Happenings, performance, video: all these art forms emerged in the same era as experimental comedy, and all, alike, pushed boundaries of propriety. Nam June Paik’s first experiments in video art were shown in 1965 at Cafe au Go Go in Greenwich Village, where the infamous comedian Lenny Bruce was arrested on obscenity charges the year before. Art and experimental comedy were part of the same liberated, drugged-up avant garde.

“It’s the same now,” Moir reminds me. “In the Britpop era, we all knocked about together with Damien [Hirst], Sarah Lucas and people. It was one gang: art and comedy has always come together.”

Artists Rosie Gibbens and Rebecca Moss share a sense of the ridiculous, which informs the surreal, disquieting, often daft tenor of their respective art practices. During a recent performance, Gibbens sat astride giant puckered lips and was slowly spanked by inflated, fan-powered, plastic gloves. Which was funny, then excruciating and then funny again.
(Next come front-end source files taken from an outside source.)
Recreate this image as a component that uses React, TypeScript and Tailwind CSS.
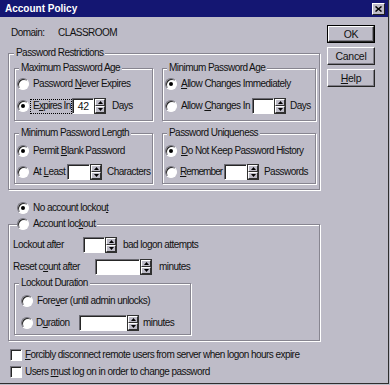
import React from "react";

const BG = "bg-[#bebcc8]";

function Radio({ checked }: { checked?: boolean }) {
  return (
    <span className="inline-flex w-[12px] h-[12px] shrink-0 rounded-full bg-white border border-t-[#77757f] border-l-[#77757f] border-b-white border-r-white shadow-[inset_1px_1px_0_#262626] items-center justify-center">
      {checked && <span className="w-[4px] h-[4px] rounded-full bg-black" />}
    </span>
  );
}

function Check() {
  return (
    <span className="inline-block w-[12px] h-[12px] shrink-0 bg-white border border-t-[#77757f] border-l-[#77757f] border-b-white border-r-white shadow-[inset_1px_1px_0_#262626]" />
  );
}

function Arrow({ up }: { up?: boolean }) {
  return (
    <div className={`w-[10px] h-[8px] ${BG} border border-t-white border-l-white border-b-[#303030] border-r-[#303030] flex items-center justify-center`}>
      <svg width="5" height="3" viewBox="0 0 5 3">
        {up ? <polygon points="2.5,0 5,3 0,3" fill="#000" /> : <polygon points="0,0 5,0 2.5,3" fill="#000" />}
      </svg>
    </div>
  );
}

function Spin({ w, value }: { w: string; value?: string }) {
  return (
    <div className="flex h-[16px] shrink-0">
      <div className={`${w} h-full bg-white border border-t-[#6b6a72] border-l-[#6b6a72] border-b-white border-r-white shadow-[inset_1px_1px_0_#262626] flex items-center justify-end pr-[4px] text-[10.5px] tracking-[-0.2px]`}>
        {value}
      </div>
      <div className="flex flex-col border border-[#303030]">
        <Arrow up />
        <Arrow />
      </div>
    </div>
  );
}

function Group({
  legend,
  className,
  legendClass,
  children,
}: {
  legend: React.ReactNode;
  className?: string;
  legendClass?: string;
  children: React.ReactNode;
}) {
  return (
    <fieldset className={`border border-[#878590] shadow-[inset_1px_1px_0_#ffffff,1px_1px_0_#ffffff] ${className ?? ""}`}>
      <legend className={`${BG} h-[12px] leading-[12px] ${legendClass ?? "px-[2px]"}`}>{legend}</legend>
      {children}
    </fieldset>
  );
}

function RadioRow({ checked, children, className }: { checked?: boolean; children: React.ReactNode; className?: string }) {
  return (
    <div className={`flex items-center h-[14px] ${className ?? ""}`}>
      <Radio checked={checked} />
      <span className="ml-[4px] whitespace-nowrap">{children}</span>
    </div>
  );
}

function Btn({ children, def }: { children: React.ReactNode; def?: boolean }) {
  return (
    <div className={`w-[48px] h-[18px] ${def ? "border border-black" : ""}`}>
      <div className="w-full h-full border border-t-white border-l-white border-b-[#262626] border-r-[#262626] shadow-[inset_-1px_-1px_0_#807e88] flex items-center justify-center text-[10.5px] tracking-[-0.3px]">
        {children}
      </div>
    </div>
  );
}

export default function App() {
  return (
    <div className={`w-[390px] h-[385px] ${BG} font-['Liberation_Sans',Arial,sans-serif] text-[10px] tracking-[-0.55px] text-[#111] leading-none`}>
      <div className="w-[389px] h-[384px] border-r border-b border-[#2e2e2e] flex flex-col">
        {/* Title bar */}
        <div className="h-[17px] bg-[#141672] flex items-center justify-between pl-[5px] pr-[3px]">
          <span className="text-white font-bold text-[10px] tracking-normal">Account Policy</span>
          <div className={`w-[13px] h-[12px] ${BG} border border-t-white border-l-white border-b-[#202020] border-r-[#202020] flex items-center justify-center`}>
            <svg width="7" height="6" viewBox="0 0 7 6">
              <path d="M0.5 0.5 L6.5 5.5 M6.5 0.5 L0.5 5.5" stroke="#000" strokeWidth="1.5" />
            </svg>
          </div>
        </div>

        <div className="flex flex-1">
          {/* Left column */}
          <div className="w-[320px] pl-[8px] flex flex-col">
            <div className="mt-[10px] h-[12px] flex items-center pl-[3px]">
              <span className="w-[47px]">Domain:</span>
              <span>CLASSROOM</span>
            </div>

            <Group legend="Password Restrictions" className="mt-[8px] w-[312px] pl-[5px] pr-[3px] pb-[5px]">
              <div className="flex gap-[9px] mt-[3px]">
                <Group legend="Maximum Password Age" className="w-[139px] pl-[2px] pb-[6px]" legendClass="ml-[2px] px-[2px]">
                  <div className="flex flex-col pt-[3px]">
                    <RadioRow>
                      Password <u>N</u>ever Expires
                    </RadioRow>
                    <div className="flex items-center h-[16px] mt-[7px]">
                      <Radio checked />
                      <span className="ml-[1px] w-[42px] h-[15px] flex items-center pl-[2px] border border-dotted border-black whitespace-nowrap tracking-[-0.7px]">
                        E<u>x</u>pires In
                      </span>
                      <Spin w="w-[22px]" value="42" />
                      <span className="ml-[6px]">Days</span>
                    </div>
                  </div>
                </Group>
                <Group legend="Minimum Password Age" className="w-[154px] pl-[2px] pb-[6px]" legendClass="ml-[2px] px-[2px]">
                  <div className="flex flex-col pt-[3px]">
                    <RadioRow checked>
                      <u>A</u>llow Changes Immediately
                    </RadioRow>
                    <div className="flex items-center h-[16px] mt-[7px]">
                      <Radio />
                      <span className="ml-[4px] w-[71px] whitespace-nowrap">
                        Allow <u>C</u>hanges In
                      </span>
                      <Spin w="w-[22px]" />
                      <span className="ml-[4px]">Days</span>
                    </div>
                  </div>
                </Group>
              </div>
              <div className="flex gap-[9px] mt-[6px]">
                <Group legend="Minimum Password Length" className="w-[139px] pl-[2px] pb-[3px]" legendClass="ml-[2px] px-[2px]">
                  <div className="flex flex-col pt-[5px]">
                    <RadioRow checked>
                      Permit <u>B</u>lank Password
                    </RadioRow>
                    <div className="flex items-center h-[16px] mt-[6px]">
                      <Radio />
                      <span className="ml-[4px] w-[34px] whitespace-nowrap">
                        At <u>L</u>east
                      </span>
                      <Spin w="w-[23px]" />
                      <span className="ml-[5px]">Characters</span>
                    </div>
                  </div>
                </Group>
                <Group legend="Password Uniqueness" className="w-[154px] pl-[2px] pb-[3px]" legendClass="ml-[2px] px-[2px]">
                  <div className="flex flex-col pt-[5px]">
                    <RadioRow checked>
                      <u>D</u>o Not Keep Password History
                    </RadioRow>
                    <div className="flex items-center h-[16px] mt-[6px]">
                      <Radio />
                      <span className="ml-[3px] w-[44px] whitespace-nowrap tracking-[-0.9px]">
                        <u>R</u>emember
                      </span>
                      <Spin w="w-[23px]" />
                      <span className="ml-[5px]">Passwords</span>
                    </div>
                  </div>
                </Group>
              </div>
            </Group>

            <RadioRow checked className="mt-[11px] pl-[9px]">
              No account lockou<u>t</u>
            </RadioRow>

            <Group
              legend={
                <span className="flex items-center h-[14px] pr-[2px]">
                  <Radio />
                  <span className="ml-[4px] whitespace-nowrap">
                    Account loc<u>k</u>out
                  </span>
                </span>
              }
              className="mt-[2px] w-[312px] pl-[4px] pb-[5px]"
              legendClass="ml-[4px] !h-[14px]"
            >
              <div className="flex items-center h-[16px] mt-[6px]">
                <span className="w-[70px]">Lockout after</span>
                <Spin w="w-[22px]" />
                <span className="ml-[6px]">bad logon attempts</span>
              </div>
              <div className="flex items-center h-[16px] mt-[6px]">
                <span className="w-[82px]">
                  Reset c<u>o</u>unt after
                </span>
                <Spin w="w-[45px]" />
                <span className="ml-[7px]">minutes</span>
              </div>
              <Group legend="Lockout Duration" className="mt-[2px] ml-[1px] w-[177px] pl-[4px] pb-[3px]">
                <RadioRow className="mt-[5px] pl-[2px]">
                  Fore<u>v</u>er (until admin unlocks)
                </RadioRow>
                <div className="flex items-center h-[16px] mt-[7px] pl-[2px]">
                  <Radio />
                  <span className="ml-[3px] w-[43px]">
                    D<u>u</u>ration
                  </span>
                  <Spin w="w-[48px]" />
                  <span className="ml-[4px]">minutes</span>
                </div>
              </Group>
            </Group>

            <div className="flex items-center h-[13px] mt-[7px] pl-[2px]">
              <Check />
              <span className="ml-[3px] whitespace-nowrap">
                <u>F</u>orcibly disconnect remote users from server when logon hours expire
              </span>
            </div>
            <div className="flex items-center h-[13px] mt-[4px] pl-[2px]">
              <Check />
              <span className="ml-[3px] whitespace-nowrap">
                Users <u>m</u>ust log on in order to change password
              </span>
            </div>
          </div>

          {/* Right column */}
          <div className="pl-[7px] pt-[8px] flex flex-col gap-[4px]">
            <Btn def>OK</Btn>
            <Btn>Cancel</Btn>
            <Btn>
              <u>H</u>elp
            </Btn>
          </div>
        </div>
      </div>
    </div>
  );
}
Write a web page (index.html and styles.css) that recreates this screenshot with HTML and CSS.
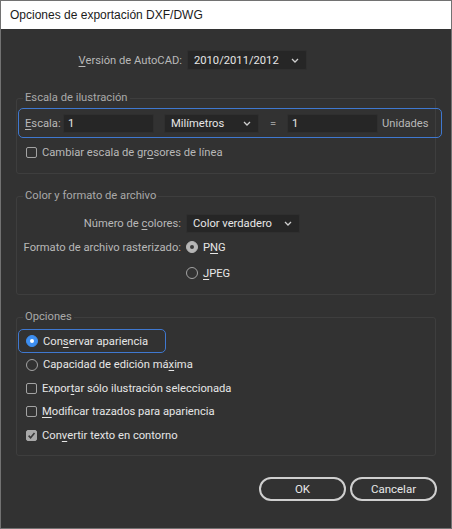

She cites Stewart Lee’s yen to push a joke beyond its natural elasticity: a comedy technique that translates well into art.

“I’m interested in silly things taken seriously and serious things taken sillily,” she says. “I do think there’s something inherently funny about performance art.”

During lockdown, Gibbens and Moss circulated a compilation of 10 absurdist artist videos, from the brilliantly deranged punk of Quilla Constance’s PR Blitz), in which the artist sings salacious tabloid headlines against a junkyard backdrop, to Jemima Burrill’s Mouthwash, in which human saliva is used to launder a pair of knickers.

Gibbens, who cites the sketch show Smack the Pony as an influence, says she sees the crucial distinctions between art and comedy as context and framing: “An artist’s final aim isn’t the laugh, but it’s a difficult distinction to make.”

I ask Andy Holden where he sees the links between art, comedy, surrealism and video. “There are links between pretty much everything,” he concludes, sagely. “And most often that link is stupidity.”